In light of the Trump administration’s recent rollback of President Obama’s climate change policies, some scientists are exploring controversial ways to artificially cool Earth’s climate.

The process, known as geoengineering, can include manually sucking carbon dioxide from the atmosphere or spraying particles up into the air that reflect the sun’s rays and cool the planet. The National Academy of Sciences called for more research on geoengineering back in 2015. Many reputable climate scientists are now searching for funding to conduct small, low-risk experiments to assess potential adverse effects of the intervention.

As Earth’s temperatures reach historic highs, some climate scientists view geoengineering as the best of many bad options, while others say artificially cooling the climate may discourage countries from reducing greenhouse gas emissions.

During the Obama administration, some researchers were hoping to receive government money for geoengineering research. Ted Parsons, an environmental law specialist at UCLA, said that the same researchers are weary of accepting money from Trump’s white house.

Parsons said, “To the extent you’re in a political setting where misinformation about climate change is being spread, efforts to cut emissions are being undermined or threatened, then that suggests the possibility that the risks of pursuing research of this kind might actually outweigh the benefits.”

Scientists gathered at the Forum on U.S. Solar Geoengineering Research last week in Washington D.C. Rose Cairns of the University of Sussex voiced her opposition to the practice. She said, “The very existence of significant research programs, whatever their impact on the physical environment, will fundamentally alter in unpredictable ways the social and political context in which climate governance of the future will be conducted.”
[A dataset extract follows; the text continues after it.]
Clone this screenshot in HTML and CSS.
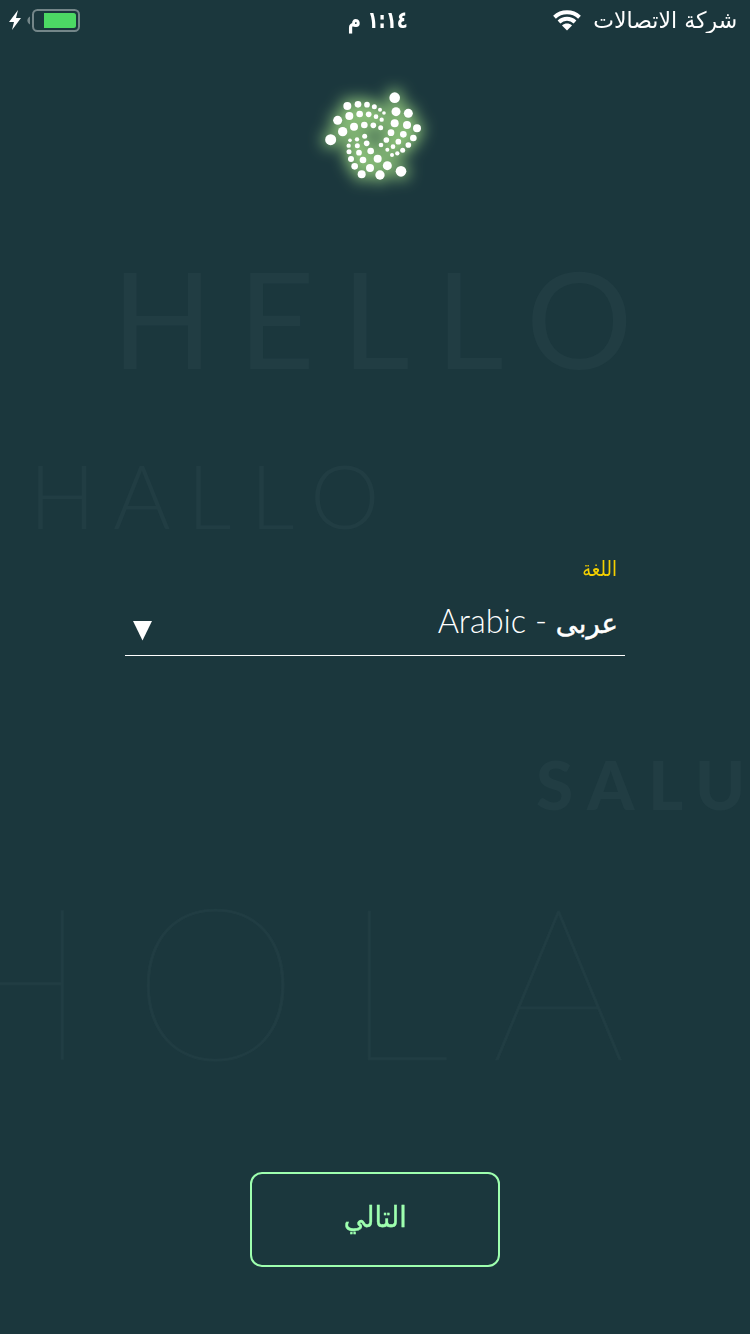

More plainly, Cairns said that she was concerned some countries may use geoengineering technology to set a “global temperature” that mets their needs and not the needs of other countries. She also questioned how the international community could ever decide on one “global temperature,” according to report from NPR.

Many of the researchers present expressed reluctance about the practice. Ted Halstead of the Climate Leadership Council said, “It’s with great reluctance that a lot of us are here.” But climate engineering must be discussed, he said, because “we live in a world where we’re heading towards 4 degrees of warming.”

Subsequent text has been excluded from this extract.